The supply shown includes a “loop breaker”, which is intended to prevent earth/ ground loops to prevent hum when systems are interconnected. Please be aware that it may not be legal to install this circuit in some countries. The diodes must be high current types – preferably rated at no less than 3A (1N5401 or similar). The loop breaker works by allowing you to have the chassis earthed as required in most countries, but lets the internal electronics “float”, isolated from the mains earth by the 10 ohm resistor. RF noise is bypassed by the 100nF cap, and if a primary to secondary fault develops in the transformer, the fault current will be bypassed to earth via the diodes. If the fault persists and the internal fuse (or main power circuit breaker) hasn’t opened, one or both diodes will fail. Semiconductor devices fail short-circuit, so fault current is connected directly to safety earth.

Be very careful when first applying mains power to the supply. Check all wiring thoroughly, verify that all mains connections are protected from accidental contact. If available, use a Variac, otherwise use a standard 100W incandescent lamp in series with the mains. This will limit the current to a safe value if there is a major fault.

When the loop breaker is used, all input and output connectors must be insulated from the chassis, or the loop breaker is bypassed and will do nothing useful. The body of a level pot (if used) can be connected to chassis, because the pot internals are insulated from the body, mounting thread and shaft.

Note that the DC ground for the amplifiers must come from the physical centre tap between the two filter caps. This should be a very solid connection (heavy gauge wire or a copper plate), with the transformer centre tap connected to one side, and the amplifier earth connections from the other. DC must be taken from the capacitors – never from the bridge rectifier.

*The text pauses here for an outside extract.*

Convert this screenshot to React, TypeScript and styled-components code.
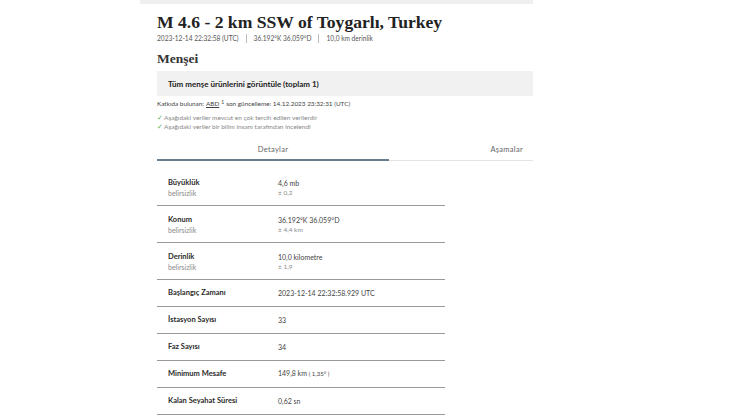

The order of the fuse and power switch is arbitrary – they can be in any order, and in many cases the order is determined by the physical wiring of the IEC connector if a fused type is used. With a fused IEC connector, the fuse is before the switch and it cannot be removed while the mains lead is inserted.

I have shown a 2A slow-blow fuse, but this depends on the size and type of transformer and your mains supply voltage. Some manufacturers give a recommended fuse rating, others don’t. The fuse shown is suitable for a 150VA transformer at 230V AC, and is deliberately oversized to ensure that it will not be subject to nuisance blowing due to transformer inrush current. A 2A fuse will fail almost instantly if there is a major fault.

Make sure that the mains earth (ground) is securely connected to guarantee a low resistance connection that cannot loosen or come free under any circumstances. The accepted method varies from one country to the next, and the earth connection must be made to the standards that apply in your country.

WARNING: This power supply circuit requires experience with mains wiring. Do not attempt construction unless experienced, capable and suitably qualified if this is a requirement where you live. Death or serious injury may result from incorrect wiring.

Testing

Never attempt to operate the amplifier without the TDA7293 ICs attached to a heatsink!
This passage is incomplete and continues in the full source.